Jean-Pierre a fait une demande en 2015, en 2018 il a reçu la réponse et un refus d'indemnisation : "Il en résulte que vous n’avez pas été exposé aux rayonnements ionisants dûs aux essais nucléaires français. Après en avoir délibéré, nous décidons de rejeter votre demande d’indemnisation."

Parmi les raisons du rejet, le CIVEN invoque le fait que Jean-Pierre était cuisinier, qu’il avait eu des consignes le protégeant comme l’interdiction de consommer l'eau ou le poisson du site. Il a décidé de faire appel. Il n’est pas seul  dans ce cas : 80% des demandes ont été refusées en dix ans. 

Cette situation est dénoncée par les associations, elle a aussi intéressé un journaliste Tomas Statius, co-auteur du livre Toxique, paru il y a quinze jours.   

"Toxique", un livre choc !

Tomas Statius et le chercheur Sébastien Philippe ont exploité 2 000 pages de documents déclassifiés par l’Armée en 2013. Des centaines d'heures de calculs leur ont permis de modéliser les essais, comme lors de l’essai Centaure, et le nuage atomique qui a touché Tahiti… Ils ont aussi refait leurs propres calculs à partir des niveaux de radiations mesurés à l’époque.  

"Ce qu’on s’est attachés à faire, avec mon co-auteur Sébastien Philippe chercheur à Université de Princeton, explique Tomas Statius, c’est qu’on a essayé de réestimer les doses de contamination qu’avaient reçues notamment les populations civiles au cours de six essais en particulier, jugés les plus contaminants.
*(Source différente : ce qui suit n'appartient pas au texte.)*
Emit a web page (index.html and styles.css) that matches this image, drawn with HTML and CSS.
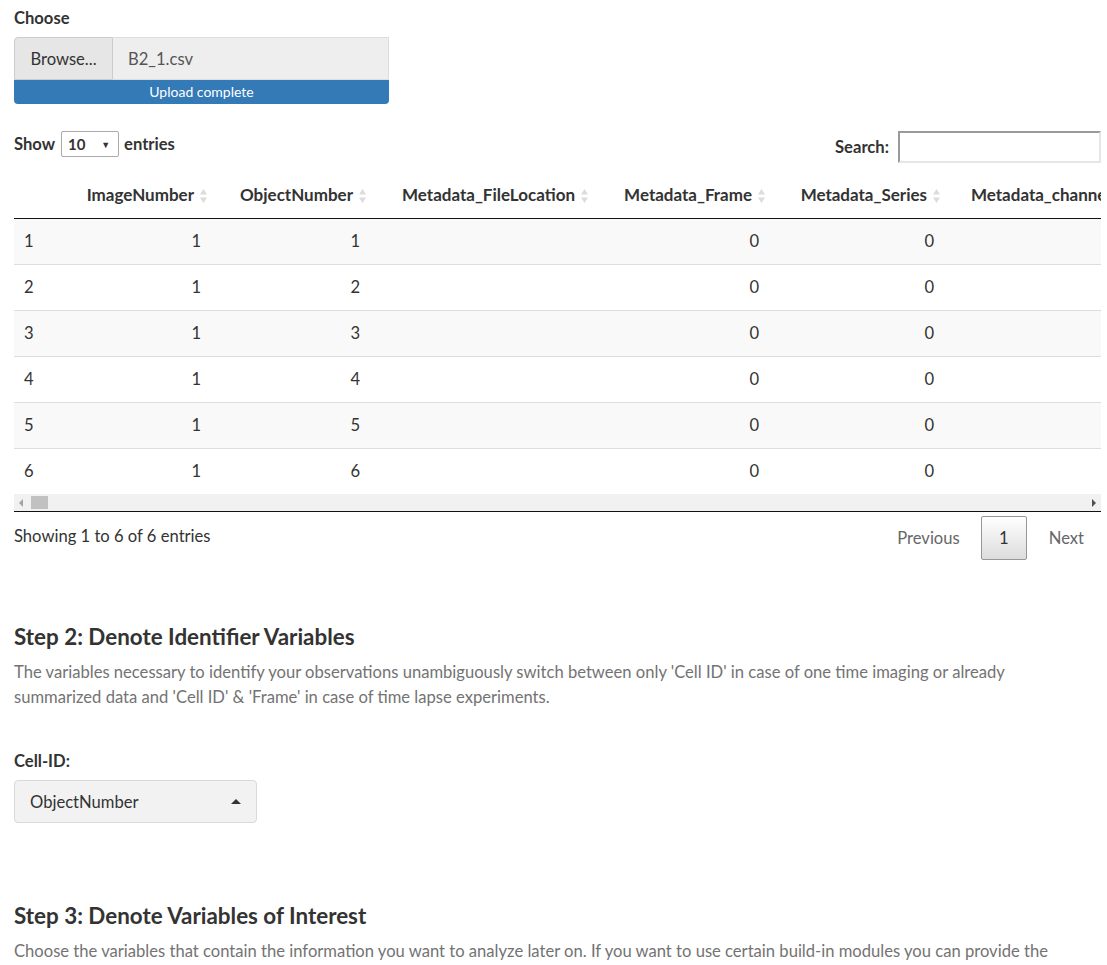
FILE: index.html
```html
<!DOCTYPE html>
<html>
<head>
<meta charset="utf-8">
<link rel="stylesheet" href="styles.css">
</head>
<body>
<div class="page">
  <div class="field">
    <div class="lbl">Choose</div>
    <div class="file-row">
      <span class="browse">Browse...</span>
      <span class="fname">B2_1.csv</span>
    </div>
    <div class="progress">Upload complete</div>
  </div>

  <div class="dt">
    <div class="dt-top">
      <div class="length">Show <span class="sel">10 <span class="arr">▼</span></span> entries</div>
      <div class="search">Search: <span class="inp"></span></div>
    </div>
    <div class="scroll">
      <table class="grid">
        <colgroup>
          <col class="c0"><col class="c1"><col class="c2"><col class="c3"><col class="c4"><col class="c5"><col class="c6">
        </colgroup>
        <thead>
          <tr>
            <th></th>
            <th>ImageNumber<svg class="sort" viewBox="0 0 7 20"><path d="M3.5 3 L7 8.5 L0 8.5Z M0 11.5 L7 11.5 L3.5 17Z"/></svg></th>
            <th>ObjectNumber<svg class="sort" viewBox="0 0 7 20"><path d="M3.5 3 L7 8.5 L0 8.5Z M0 11.5 L7 11.5 L3.5 17Z"/></svg></th>
            <th>Metadata_FileLocation<svg class="sort" viewBox="0 0 7 20"><path d="M3.5 3 L7 8.5 L0 8.5Z M0 11.5 L7 11.5 L3.5 17Z"/></svg></th>
            <th>Metadata_Frame<svg class="sort" viewBox="0 0 7 20"><path d="M3.5 3 L7 8.5 L0 8.5Z M0 11.5 L7 11.5 L3.5 17Z"/></svg></th>
            <th>Metadata_Series<svg class="sort" viewBox="0 0 7 20"><path d="M3.5 3 L7 8.5 L0 8.5Z M0 11.5 L7 11.5 L3.5 17Z"/></svg></th>
            <th class="left">Metadata_channel<svg class="sort" viewBox="0 0 7 20"><path d="M3.5 3 L7 8.5 L0 8.5Z M0 11.5 L7 11.5 L3.5 17Z"/></svg></th>
          </tr>
        </thead>
        <tbody>
          <tr><td class="idx">1</td><td>1</td><td>1</td><td></td><td>0</td><td>0</td><td></td></tr>
          <tr><td class="idx">2</td><td>1</td><td>2</td><td></td><td>0</td><td>0</td><td></td></tr>
          <tr><td class="idx">3</td><td>1</td><td>3</td><td></td><td>0</td><td>0</td><td></td></tr>
          <tr><td class="idx">4</td><td>1</td><td>4</td><td></td><td>0</td><td>0</td><td></td></tr>
          <tr><td class="idx">5</td><td>1</td><td>5</td><td></td><td>0</td><td>0</td><td></td></tr>
          <tr><td class="idx">6</td><td>1</td><td>6</td><td></td><td>0</td><td>0</td><td></td></tr>
        </tbody>
      </table>
    </div>
    <div class="hbar">
      <span class="tri-l"></span>
      <span class="thumb"></span>
      <span class="spacer"></span>
      <span class="tri-r"></span>
    </div>
    <div class="dt-bottom">
      <div class="info">Showing 1 to 6 of 6 entries</div>
      <div class="paginate">
        <span class="pbtn disabled">Previous</span>
        <span class="pbtn current">1</span>
        <span class="pbtn disabled">Next</span>
      </div>
    </div>
  </div>

  <h3 class="step">Step 2: Denote Identifier Variables</h3>
  <p class="desc">The variables necessary to identify your observations unambiguously switch between only 'Cell ID' in case of one time imaging or already<br>summarized data and 'Cell ID' &amp; 'Frame' in case of time lapse experiments.</p>

  <div class="field2">
    <div class="lbl">Cell-ID:</div>
    <div class="selectize"><span>ObjectNumber</span><span class="caret"></span></div>
  </div>

  <h3 class="step step3">Step 3: Denote Variables of Interest</h3>
  <p class="desc">Choose the variables that contain the information you want to analyze later on. If you want to use certain build-in modules you can provide the</p>
</div>
</body>
</html>
```
FILE: styles.css
```css
html, body {
  margin: 0;
  padding: 0;
  background: #fff;
}
body {
  font-family: Lato, "Open Sans", sans-serif;
  font-size: 16.6px;
  color: #333;
  overflow: hidden;
}
.page {
  padding: 0 6px 0 14px;
}
.lbl {
  font-weight: bold;
  line-height: 20px;
}
.field {
  padding-top: 8px;
}
.field .lbl {
  margin-bottom: 9px;
}
.file-row {
  display: flex;
  width: 375px;
  height: 43px;
}
.browse {
  width: 97px;
  border: 1px solid #ccc;
  border-radius: 4px 0 0 0;
  background: #e6e6e6;
  display: flex;
  align-items: center;
  justify-content: center;
  color: #333;
}
.fname {
  flex: 1;
  background: #eee;
  border: 1px solid #ddd;
  border-left: none;
  display: flex;
  align-items: center;
  padding-left: 15px;
  color: #555;
}
.progress {
  width: 375px;
  height: 24px;
  background: #337ab7;
  color: #fff;
  font-size: 14px;
  line-height: 24px;
  text-align: center;
  border-radius: 0 0 4px 4px;
}
.dt {
  margin-top: 27px;
}
.dt-top {
  display: flex;
  justify-content: space-between;
  align-items: flex-start;
  height: 32px;
  margin-bottom: 12px;
  font-weight: bold;
}
.length {
  display: flex;
  align-items: center;
  height: 26px;
  gap: 4px;
}
.sel {
  display: inline-flex;
  align-items: center;
  justify-content: space-between;
  box-sizing: border-box;
  width: 58px;
  height: 26px;
  border: 1px solid #aaa;
  border-radius: 2px;
  padding: 0 8px 0 6px;
  margin: 0 1px 0 2px;
  font-size: 15px;
}
.arr {
  font-size: 9px;
}
.search {
  display: flex;
  align-items: center;
  height: 32px;
  gap: 9px;
}
.inp {
  display: inline-block;
  box-sizing: border-box;
  width: 203px;
  height: 32px;
  border: 2px solid;
  border-color: #9a9a9a #e6e6e6 #e6e6e6 #9a9a9a;
}
.scroll {
  overflow: hidden;
  width: 100%;
}
.grid {
  border-collapse: collapse;
  table-layout: fixed;
  width: 1250px;
}
.c0 { width: 42px; }
.c1 { width: 155px; }
.c2 { width: 159px; }
.c3 { width: 222px; }
.c4 { width: 177px; }
.c5 { width: 175px; }
.c6 { width: 320px; }
.grid th {
  font-weight: bold;
  font-size: 17px;
  text-align: right;
  padding: 8px 4px 12px 10px;
  line-height: 23px;
  border-bottom: 1px solid #111;
  white-space: nowrap;
}
.grid th.left {
  text-align: left;
  padding-left: 27px;
}
.sort {
  width: 7px;
  height: 20px;
  margin-left: 6px;
  vertical-align: -5px;
  fill: #dcdcdc;
}
.grid td {
  padding: 11px 10px;
  line-height: 23px;
  text-align: right;
  border-top: 1px solid #ddd;
}
.grid tbody tr:first-child td {
  border-top: none;
}
.grid tbody tr:nth-child(odd) {
  background: #f9f9f9;
}
.grid td.idx {
  text-align: left;
}
.hbar {
  display: flex;
  align-items: center;
  height: 17px;
  background: #f1f1f1;
  border-bottom: 1px solid #111;
}
.tri-l {
  width: 0;
  height: 0;
  border-top: 4px solid transparent;
  border-bottom: 4px solid transparent;
  border-right: 4px solid #a3a3a3;
  margin-left: 5px;
}
.thumb {
  width: 17px;
  height: 13px;
  background: #c1c1c1;
  margin-left: 8px;
}
.spacer {
  flex: 1;
}
.tri-r {
  width: 0;
  height: 0;
  border-top: 4px solid transparent;
  border-bottom: 4px solid transparent;
  border-left: 4px solid #505050;
  margin-right: 5px;
}
.dt-bottom {
  display: flex;
  justify-content: space-between;
  align-items: flex-start;
}
.info {
  padding-top: 13px;
  line-height: 23px;
}
.paginate {
  display: flex;
  padding-top: 4px;
  margin-right: 0;
}
.pbtn {
  box-sizing: border-box;
  height: 44px;
  padding: 0 16px;
  line-height: 42px;
  border: 1px solid transparent;
  border-radius: 2px;
  margin-left: 2px;
  color: #666;
}
.pbtn.current {
  width: 46px;
  text-align: center;
  padding: 0;
  color: #333;
  border-color: #979797;
  background: linear-gradient(to bottom, #fff 0%, #dcdcdc 100%);
  margin: 0 3px 0 4px;
}
.step {
  font-size: 22.4px;
  font-weight: bold;
  margin: 0;
  line-height: 28px;
}
.dt + .step {
  margin-top: 63px;
}
.desc {
  margin: 9px 0 0 0;
  line-height: 25px;
  color: #737373;
}
.field2 {
  margin-top: 41px;
}
.field2 .lbl {
  margin-bottom: 9px;
}
.selectize {
  box-sizing: border-box;
  width: 243px;
  height: 43px;
  background: #f2f2f2;
  border: 1px solid #d9d9d9;
  border-radius: 4px;
  display: flex;
  align-items: center;
  justify-content: space-between;
  padding: 0 15px 0 15px;
  color: #333;
}
.caret {
  width: 0;
  height: 0;
  border-left: 5px solid transparent;
  border-right: 5px solid transparent;
  border-bottom: 5px solid #333;
  margin-top: -1px;
}
.step3 {
  margin-top: 79px;
}
.step3 + .desc {
  margin-top: 9px;
}
```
Ce dont on s’est rendu compte, c’est qu’entre les estimations du Commissariat à l’énergie atomique en 2006 et les nôtres il y a une différence de l’ordre 2 à 10 fois. Ils ont donc été exposés à des doses supérieures à ce que le CIVEN veut bien reconnaître".    

Les effets  de ces radiations sur la santé

Les populations auraient donc reçu de plus fortes doses. Des chercheurs de l’Inserm ont mené une expertise collective à la demande du Ministère des Armées.  

Ils ont rendu leurs conclusions en février  dernier ,et pour eux, il est impossible d’établir ni d’écarter un lien entre les essais nucléaires et certaines pathologies, faute de données. Ils recommandent donc de poursuivre la recherche, de mieux mesurer les doses reçues et de mieux évaluer leur effet sur la santé.   

Tout le monde s'accorde pour dire qu'il n’y a pas de seuil, c’est-à-dire que toute dose même faible augmente le risque de cancer, mais que cette augmentation est faible. Pour la Polynésie, pour l’instant, pour ce qui est du cancer de la thyroïde, c’est quelques dizaines de cancers en plus, et pour l’ensemble des autres cancers, cela serait également quelques cancers supplémentaires.   

Ce chercheur travaille désormais lui aussi avec les documents déclassifiés par l’armée. Il faudrait encore d’autres études pour atteindre un niveau de preuve suffisant. Tout ceci ne remet pas en cause le système d’indemnisation mis en place par l’Etat, il s’agit de mieux comprendre effets sanitaires.